Many thanks to all who participated. I am sure that all the many visitors to the reserve appreciate the support of the partners, for without them there would be no reserve to visit.

Hopefully pictures will follow.

Spinner Dipped – A Phalarope Missed

Bird News: Ibsley Watergrey phalarope 1.

There may not be much news today, but what there is certainly makes up in quality for what it lacks in quantity. Sadly the bird in question, which would have been a Blashford first for me, did not stick around, or if it did we could not find it. I had opened the hide as usual and looked out on a lake busy with birds, although nothing out of the ordinary. Then at about 09:20 a visitor came into the Center to tell us of a grey phalarope spinning around on the water just outside the Tern hide. We were just about to go into a meeting of the Blashford Lakes Partnership, so any desire to dash over the road to “twitch” the bird had to be suppressed. Inevitably, by the time the meeting had ended the bird had flown, or at least was in hiding. So, in birding terms we “dipped”.

Perhaps I should explain the Blashford Lakes Partnership reference above. The nature reserve and education centre are run by Hampshire & Isle of Wight Wildlife Trust, but the Trust does not own the reserve.
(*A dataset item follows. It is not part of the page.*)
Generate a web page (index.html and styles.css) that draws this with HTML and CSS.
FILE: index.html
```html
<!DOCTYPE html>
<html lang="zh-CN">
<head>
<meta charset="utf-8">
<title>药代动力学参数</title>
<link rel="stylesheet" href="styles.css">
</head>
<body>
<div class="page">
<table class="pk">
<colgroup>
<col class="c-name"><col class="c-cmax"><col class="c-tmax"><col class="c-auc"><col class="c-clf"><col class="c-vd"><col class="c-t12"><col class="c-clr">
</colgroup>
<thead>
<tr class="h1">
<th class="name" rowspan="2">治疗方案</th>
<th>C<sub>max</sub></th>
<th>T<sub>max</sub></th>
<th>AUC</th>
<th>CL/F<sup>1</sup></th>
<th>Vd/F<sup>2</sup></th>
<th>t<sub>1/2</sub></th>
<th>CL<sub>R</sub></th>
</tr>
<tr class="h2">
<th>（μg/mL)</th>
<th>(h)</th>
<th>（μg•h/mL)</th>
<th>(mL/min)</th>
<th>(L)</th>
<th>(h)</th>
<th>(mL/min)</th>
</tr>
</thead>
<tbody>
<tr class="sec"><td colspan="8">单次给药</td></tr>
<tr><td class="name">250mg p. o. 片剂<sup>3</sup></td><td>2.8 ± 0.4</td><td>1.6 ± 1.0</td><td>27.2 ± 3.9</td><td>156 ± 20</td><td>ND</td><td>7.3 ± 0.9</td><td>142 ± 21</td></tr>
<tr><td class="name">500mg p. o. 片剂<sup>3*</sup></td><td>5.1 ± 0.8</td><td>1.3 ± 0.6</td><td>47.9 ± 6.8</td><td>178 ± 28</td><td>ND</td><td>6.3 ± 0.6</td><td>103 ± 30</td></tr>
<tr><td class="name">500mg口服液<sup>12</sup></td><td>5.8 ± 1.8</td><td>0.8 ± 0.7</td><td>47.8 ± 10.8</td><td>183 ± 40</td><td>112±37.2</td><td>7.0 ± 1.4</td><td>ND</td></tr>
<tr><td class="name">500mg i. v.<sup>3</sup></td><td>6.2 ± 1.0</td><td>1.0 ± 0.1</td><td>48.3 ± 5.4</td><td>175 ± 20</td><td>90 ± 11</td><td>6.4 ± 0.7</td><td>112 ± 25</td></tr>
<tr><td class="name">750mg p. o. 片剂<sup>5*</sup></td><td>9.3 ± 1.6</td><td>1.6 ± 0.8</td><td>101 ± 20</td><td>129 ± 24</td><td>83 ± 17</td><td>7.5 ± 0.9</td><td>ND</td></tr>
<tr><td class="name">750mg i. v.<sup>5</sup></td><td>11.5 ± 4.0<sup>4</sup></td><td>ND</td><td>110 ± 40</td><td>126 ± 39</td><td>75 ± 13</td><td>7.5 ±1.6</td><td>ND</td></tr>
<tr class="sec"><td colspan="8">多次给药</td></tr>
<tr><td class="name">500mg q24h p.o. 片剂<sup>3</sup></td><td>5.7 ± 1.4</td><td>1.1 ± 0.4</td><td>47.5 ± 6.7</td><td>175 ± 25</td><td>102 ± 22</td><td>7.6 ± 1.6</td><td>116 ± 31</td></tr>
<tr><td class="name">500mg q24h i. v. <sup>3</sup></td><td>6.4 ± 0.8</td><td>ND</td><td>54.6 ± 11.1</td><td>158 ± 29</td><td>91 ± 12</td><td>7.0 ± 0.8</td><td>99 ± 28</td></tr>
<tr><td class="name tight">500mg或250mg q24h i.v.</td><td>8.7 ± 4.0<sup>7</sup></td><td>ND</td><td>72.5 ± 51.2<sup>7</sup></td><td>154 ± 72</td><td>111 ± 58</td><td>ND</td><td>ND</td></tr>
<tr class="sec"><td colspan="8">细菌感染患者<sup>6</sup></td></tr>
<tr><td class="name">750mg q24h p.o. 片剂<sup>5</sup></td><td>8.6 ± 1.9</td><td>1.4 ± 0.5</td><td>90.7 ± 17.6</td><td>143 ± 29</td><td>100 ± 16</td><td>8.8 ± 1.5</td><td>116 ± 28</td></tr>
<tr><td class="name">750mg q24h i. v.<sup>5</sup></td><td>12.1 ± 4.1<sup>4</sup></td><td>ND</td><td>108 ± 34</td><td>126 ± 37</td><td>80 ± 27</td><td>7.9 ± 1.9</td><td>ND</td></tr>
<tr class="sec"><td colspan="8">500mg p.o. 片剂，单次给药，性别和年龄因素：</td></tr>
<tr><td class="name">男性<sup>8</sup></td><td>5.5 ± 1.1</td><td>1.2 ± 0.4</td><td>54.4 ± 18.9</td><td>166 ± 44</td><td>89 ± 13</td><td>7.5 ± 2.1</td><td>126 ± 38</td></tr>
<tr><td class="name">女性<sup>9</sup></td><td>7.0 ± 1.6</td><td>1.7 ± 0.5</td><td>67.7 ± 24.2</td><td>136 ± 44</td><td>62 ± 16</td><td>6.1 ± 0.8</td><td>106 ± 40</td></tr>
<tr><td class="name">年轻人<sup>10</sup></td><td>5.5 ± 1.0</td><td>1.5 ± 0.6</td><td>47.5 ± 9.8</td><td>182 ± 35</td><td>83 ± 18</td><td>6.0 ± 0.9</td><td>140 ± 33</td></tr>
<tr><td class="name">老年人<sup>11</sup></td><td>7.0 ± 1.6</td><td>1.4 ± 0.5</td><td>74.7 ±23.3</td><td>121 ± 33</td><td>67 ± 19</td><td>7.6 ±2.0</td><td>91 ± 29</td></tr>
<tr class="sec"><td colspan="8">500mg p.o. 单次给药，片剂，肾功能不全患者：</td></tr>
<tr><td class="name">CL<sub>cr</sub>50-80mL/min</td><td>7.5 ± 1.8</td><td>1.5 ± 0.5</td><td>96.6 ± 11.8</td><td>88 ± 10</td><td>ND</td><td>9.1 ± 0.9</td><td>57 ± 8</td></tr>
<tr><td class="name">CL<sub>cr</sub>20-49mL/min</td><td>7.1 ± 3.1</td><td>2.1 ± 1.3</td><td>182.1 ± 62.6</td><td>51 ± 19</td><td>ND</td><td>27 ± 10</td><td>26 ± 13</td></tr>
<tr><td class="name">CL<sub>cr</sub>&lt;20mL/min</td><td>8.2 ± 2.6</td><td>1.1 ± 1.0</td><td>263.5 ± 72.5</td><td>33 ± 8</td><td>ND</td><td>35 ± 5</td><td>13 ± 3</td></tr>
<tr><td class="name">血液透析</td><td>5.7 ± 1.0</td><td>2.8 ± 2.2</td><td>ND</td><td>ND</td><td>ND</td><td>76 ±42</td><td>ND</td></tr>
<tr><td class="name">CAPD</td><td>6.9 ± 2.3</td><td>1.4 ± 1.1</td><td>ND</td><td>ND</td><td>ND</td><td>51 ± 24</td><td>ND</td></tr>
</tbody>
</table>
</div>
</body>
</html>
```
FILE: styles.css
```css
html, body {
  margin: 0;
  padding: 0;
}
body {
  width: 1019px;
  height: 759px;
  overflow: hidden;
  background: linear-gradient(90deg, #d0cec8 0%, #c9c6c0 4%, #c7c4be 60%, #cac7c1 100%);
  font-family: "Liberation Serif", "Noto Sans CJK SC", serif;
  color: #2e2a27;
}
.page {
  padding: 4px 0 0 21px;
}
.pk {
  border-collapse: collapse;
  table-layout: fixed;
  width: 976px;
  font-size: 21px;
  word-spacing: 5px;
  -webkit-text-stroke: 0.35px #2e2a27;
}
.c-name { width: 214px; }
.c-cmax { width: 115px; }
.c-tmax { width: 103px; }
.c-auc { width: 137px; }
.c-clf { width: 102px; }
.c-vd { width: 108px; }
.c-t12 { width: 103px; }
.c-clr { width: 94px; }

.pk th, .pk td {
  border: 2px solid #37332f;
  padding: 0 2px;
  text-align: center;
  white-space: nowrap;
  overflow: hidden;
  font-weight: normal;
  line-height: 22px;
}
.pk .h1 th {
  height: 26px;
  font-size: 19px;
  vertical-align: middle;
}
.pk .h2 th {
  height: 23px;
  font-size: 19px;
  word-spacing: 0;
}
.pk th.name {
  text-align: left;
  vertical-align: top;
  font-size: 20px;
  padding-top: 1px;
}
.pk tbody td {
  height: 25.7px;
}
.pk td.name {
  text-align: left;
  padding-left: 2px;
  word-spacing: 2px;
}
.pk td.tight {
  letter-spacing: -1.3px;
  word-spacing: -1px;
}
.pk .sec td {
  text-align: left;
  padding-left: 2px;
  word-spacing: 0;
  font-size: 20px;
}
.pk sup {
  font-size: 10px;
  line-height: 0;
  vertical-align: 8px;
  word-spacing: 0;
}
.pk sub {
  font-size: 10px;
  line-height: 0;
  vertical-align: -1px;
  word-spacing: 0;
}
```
The Blashford Lakes Project is a partnership between the two land (and more importantly lake) owners, Sembcorp Bournemouth Water and Wessex Water, New Forest District Council and the Wildlife Trust. Between us the four partners work to deliver the nature reserve and education centre that visitors use everyday. It is no exaggeration to say that no one partner could deliver the project alone and although the Wildlife Trust might front the project, we can only deliver with the backing of the other partners.